----- Source material
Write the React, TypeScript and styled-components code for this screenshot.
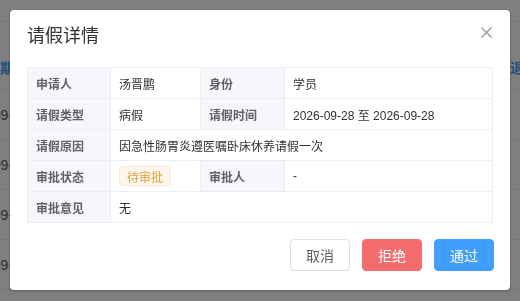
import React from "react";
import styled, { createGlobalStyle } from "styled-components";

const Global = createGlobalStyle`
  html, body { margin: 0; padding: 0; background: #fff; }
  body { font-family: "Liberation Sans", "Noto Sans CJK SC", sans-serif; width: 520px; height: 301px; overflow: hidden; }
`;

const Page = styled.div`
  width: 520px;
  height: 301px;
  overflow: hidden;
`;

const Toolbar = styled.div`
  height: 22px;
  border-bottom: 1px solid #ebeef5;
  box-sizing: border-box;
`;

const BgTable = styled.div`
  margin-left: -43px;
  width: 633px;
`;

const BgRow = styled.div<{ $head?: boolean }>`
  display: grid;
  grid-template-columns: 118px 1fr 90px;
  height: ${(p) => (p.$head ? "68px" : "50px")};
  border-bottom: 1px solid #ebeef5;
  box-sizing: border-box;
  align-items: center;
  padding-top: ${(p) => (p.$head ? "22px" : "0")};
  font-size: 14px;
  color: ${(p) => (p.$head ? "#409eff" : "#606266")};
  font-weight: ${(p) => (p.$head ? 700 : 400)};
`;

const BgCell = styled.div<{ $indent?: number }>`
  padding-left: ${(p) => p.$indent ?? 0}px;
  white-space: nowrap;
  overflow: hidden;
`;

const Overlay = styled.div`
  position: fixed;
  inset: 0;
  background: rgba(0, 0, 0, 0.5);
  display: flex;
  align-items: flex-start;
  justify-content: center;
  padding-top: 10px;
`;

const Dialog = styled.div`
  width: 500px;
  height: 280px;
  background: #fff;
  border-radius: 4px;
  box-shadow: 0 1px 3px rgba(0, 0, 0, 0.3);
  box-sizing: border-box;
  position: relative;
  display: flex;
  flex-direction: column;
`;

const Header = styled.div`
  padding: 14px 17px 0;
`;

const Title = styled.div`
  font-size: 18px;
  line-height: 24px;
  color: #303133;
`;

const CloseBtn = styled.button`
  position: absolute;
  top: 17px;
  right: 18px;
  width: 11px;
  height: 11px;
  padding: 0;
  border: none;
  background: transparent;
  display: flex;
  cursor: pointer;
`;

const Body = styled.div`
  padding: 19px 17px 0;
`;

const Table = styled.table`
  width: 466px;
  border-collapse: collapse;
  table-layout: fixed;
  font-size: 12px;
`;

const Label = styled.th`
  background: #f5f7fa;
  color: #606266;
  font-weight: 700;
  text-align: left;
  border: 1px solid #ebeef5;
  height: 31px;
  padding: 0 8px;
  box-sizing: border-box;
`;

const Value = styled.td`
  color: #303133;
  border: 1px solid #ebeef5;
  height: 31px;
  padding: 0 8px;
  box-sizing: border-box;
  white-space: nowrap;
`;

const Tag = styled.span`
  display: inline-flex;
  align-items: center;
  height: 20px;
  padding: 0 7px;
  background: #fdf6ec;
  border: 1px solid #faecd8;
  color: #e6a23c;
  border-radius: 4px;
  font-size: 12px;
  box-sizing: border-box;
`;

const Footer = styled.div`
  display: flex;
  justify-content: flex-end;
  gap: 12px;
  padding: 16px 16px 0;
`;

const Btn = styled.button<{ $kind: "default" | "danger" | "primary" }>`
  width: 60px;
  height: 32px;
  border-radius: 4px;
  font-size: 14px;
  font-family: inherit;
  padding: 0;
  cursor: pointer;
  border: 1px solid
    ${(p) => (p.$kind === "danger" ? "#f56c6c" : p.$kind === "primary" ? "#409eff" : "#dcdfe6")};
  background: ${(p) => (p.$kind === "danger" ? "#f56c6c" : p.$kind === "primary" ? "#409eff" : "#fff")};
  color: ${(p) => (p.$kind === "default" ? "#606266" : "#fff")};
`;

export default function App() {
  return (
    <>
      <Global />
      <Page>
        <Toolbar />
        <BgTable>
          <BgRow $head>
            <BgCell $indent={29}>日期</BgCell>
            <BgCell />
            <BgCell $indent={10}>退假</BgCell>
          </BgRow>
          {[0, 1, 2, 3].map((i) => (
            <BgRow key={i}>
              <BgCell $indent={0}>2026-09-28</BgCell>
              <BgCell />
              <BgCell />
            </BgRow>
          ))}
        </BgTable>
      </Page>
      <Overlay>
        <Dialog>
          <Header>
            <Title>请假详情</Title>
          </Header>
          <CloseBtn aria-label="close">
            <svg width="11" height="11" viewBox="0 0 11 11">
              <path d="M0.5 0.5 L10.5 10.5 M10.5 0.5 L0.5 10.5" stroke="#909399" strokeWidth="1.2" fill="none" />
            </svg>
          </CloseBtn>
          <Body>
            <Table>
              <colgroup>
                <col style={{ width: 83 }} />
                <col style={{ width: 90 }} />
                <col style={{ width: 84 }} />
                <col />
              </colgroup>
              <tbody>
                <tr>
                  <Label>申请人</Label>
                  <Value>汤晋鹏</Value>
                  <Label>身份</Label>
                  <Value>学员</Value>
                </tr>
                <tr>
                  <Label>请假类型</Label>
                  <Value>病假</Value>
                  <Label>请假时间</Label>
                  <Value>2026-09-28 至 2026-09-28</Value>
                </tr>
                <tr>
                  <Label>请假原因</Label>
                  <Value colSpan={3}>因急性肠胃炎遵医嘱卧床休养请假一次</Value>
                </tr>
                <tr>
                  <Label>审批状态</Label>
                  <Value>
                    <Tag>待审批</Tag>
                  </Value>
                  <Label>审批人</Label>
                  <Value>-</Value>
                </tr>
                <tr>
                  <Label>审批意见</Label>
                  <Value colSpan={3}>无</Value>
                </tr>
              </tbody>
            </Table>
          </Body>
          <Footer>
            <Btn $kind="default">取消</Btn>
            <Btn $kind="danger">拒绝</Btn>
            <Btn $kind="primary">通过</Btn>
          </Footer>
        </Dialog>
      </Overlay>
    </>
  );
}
----------
▶ **Stated task**: Every line of the data should be copied as it stands, without the images.

▶ **Expected answer**:
Write the React, TypeScript and styled-components code for this screenshot.
import React from "react";
import styled, { createGlobalStyle } from "styled-components";

const Global = createGlobalStyle`
  html, body { margin: 0; padding: 0; background: #fff; }
  body { font-family: "Liberation Sans", "Noto Sans CJK SC", sans-serif; width: 520px; height: 301px; overflow: hidden; }
`;

const Page = styled.div`
  width: 520px;
  height: 301px;
  overflow: hidden;
`;

const Toolbar = styled.div`
  height: 22px;
  border-bottom: 1px solid #ebeef5;
  box-sizing: border-box;
`;

const BgTable = styled.div`
  margin-left: -43px;
  width: 633px;
`;

const BgRow = styled.div<{ $head?: boolean }>`
  display: grid;
  grid-template-columns: 118px 1fr 90px;
  height: ${(p) => (p.$head ? "68px" : "50px")};
  border-bottom: 1px solid #ebeef5;
  box-sizing: border-box;
  align-items: center;
  padding-top: ${(p) => (p.$head ? "22px" : "0")};
  font-size: 14px;
  color: ${(p) => (p.$head ? "#409eff" : "#606266")};
  font-weight: ${(p) => (p.$head ? 700 : 400)};
`;

const BgCell = styled.div<{ $indent?: number }>`
  padding-left: ${(p) => p.$indent ?? 0}px;
  white-space: nowrap;
  overflow: hidden;
`;

const Overlay = styled.div`
  position: fixed;
  inset: 0;
  background: rgba(0, 0, 0, 0.5);
  display: flex;
  align-items: flex-start;
  justify-content: center;
  padding-top: 10px;
`;

const Dialog = styled.div`
  width: 500px;
  height: 280px;
  background: #fff;
  border-radius: 4px;
  box-shadow: 0 1px 3px rgba(0, 0, 0, 0.3);
  box-sizing: border-box;
  position: relative;
  display: flex;
  flex-direction: column;
`;

const Header = styled.div`
  padding: 14px 17px 0;
`;

const Title = styled.div`
  font-size: 18px;
  line-height: 24px;
  color: #303133;
`;

const CloseBtn = styled.button`
  position: absolute;
  top: 17px;
  right: 18px;
  width: 11px;
  height: 11px;
  padding: 0;
  border: none;
  background: transparent;
  display: flex;
  cursor: pointer;
`;

const Body = styled.div`
  padding: 19px 17px 0;
`;

const Table = styled.table`
  width: 466px;
  border-collapse: collapse;
  table-layout: fixed;
  font-size: 12px;
`;

const Label = styled.th`
  background: #f5f7fa;
  color: #606266;
  font-weight: 700;
  text-align: left;
  border: 1px solid #ebeef5;
  height: 31px;
  padding: 0 8px;
  box-sizing: border-box;
`;

const Value = styled.td`
  color: #303133;
  border: 1px solid #ebeef5;
  height: 31px;
  padding: 0 8px;
  box-sizing: border-box;
  white-space: nowrap;
`;

const Tag = styled.span`
  display: inline-flex;
  align-items: center;
  height: 20px;
  padding: 0 7px;
  background: #fdf6ec;
  border: 1px solid #faecd8;
  color: #e6a23c;
  border-radius: 4px;
  font-size: 12px;
  box-sizing: border-box;
`;

const Footer = styled.div`
  display: flex;
  justify-content: flex-end;
  gap: 12px;
  padding: 16px 16px 0;
`;

const Btn = styled.button<{ $kind: "default" | "danger" | "primary" }>`
  width: 60px;
  height: 32px;
  border-radius: 4px;
  font-size: 14px;
  font-family: inherit;
  padding: 0;
  cursor: pointer;
  border: 1px solid
    ${(p) => (p.$kind === "danger" ? "#f56c6c" : p.$kind === "primary" ? "#409eff" : "#dcdfe6")};
  background: ${(p) => (p.$kind === "danger" ? "#f56c6c" : p.$kind === "primary" ? "#409eff" : "#fff")};
  color: ${(p) => (p.$kind === "default" ? "#606266" : "#fff")};
`;

export default function App() {
  return (
    <>
      <Global />
      <Page>
        <Toolbar />
        <BgTable>
          <BgRow $head>
            <BgCell $indent={29}>日期</BgCell>
            <BgCell />
            <BgCell $indent={10}>退假</BgCell>
          </BgRow>
          {[0, 1, 2, 3].map((i) => (
            <BgRow key={i}>
              <BgCell $indent={0}>2026-09-28</BgCell>
              <BgCell />
              <BgCell />
            </BgRow>
          ))}
        </BgTable>
      </Page>
      <Overlay>
        <Dialog>
          <Header>
            <Title>请假详情</Title>
          </Header>
          <CloseBtn aria-label="close">
            <svg width="11" height="11" viewBox="0 0 11 11">
              <path d="M0.5 0.5 L10.5 10.5 M10.5 0.5 L0.5 10.5" stroke="#909399" strokeWidth="1.2" fill="none" />
            </svg>
          </CloseBtn>
          <Body>
            <Table>
              <colgroup>
                <col style={{ width: 83 }} />
                <col style={{ width: 90 }} />
                <col style={{ width: 84 }} />
                <col />
              </colgroup>
              <tbody>
                <tr>
                  <Label>申请人</Label>
                  <Value>汤晋鹏</Value>
                  <Label>身份</Label>
                  <Value>学员</Value>
                </tr>
                <tr>
                  <Label>请假类型</Label>
                  <Value>病假</Value>
                  <Label>请假时间</Label>
                  <Value>2026-09-28 至 2026-09-28</Value>
                </tr>
                <tr>
                  <Label>请假原因</Label>
                  <Value colSpan={3}>因急性肠胃炎遵医嘱卧床休养请假一次</Value>
                </tr>
                <tr>
                  <Label>审批状态</Label>
                  <Value>
                    <Tag>待审批</Tag>
                  </Value>
                  <Label>审批人</Label>
                  <Value>-</Value>
                </tr>
                <tr>
                  <Label>审批意见</Label>
                  <Value colSpan={3}>无</Value>
                </tr>
              </tbody>
            </Table>
          </Body>
          <Footer>
            <Btn $kind="default">取消</Btn>
            <Btn $kind="danger">拒绝</Btn>
            <Btn $kind="primary">通过</Btn>
          </Footer>
        </Dialog>
      </Overlay>
    </>
  );
}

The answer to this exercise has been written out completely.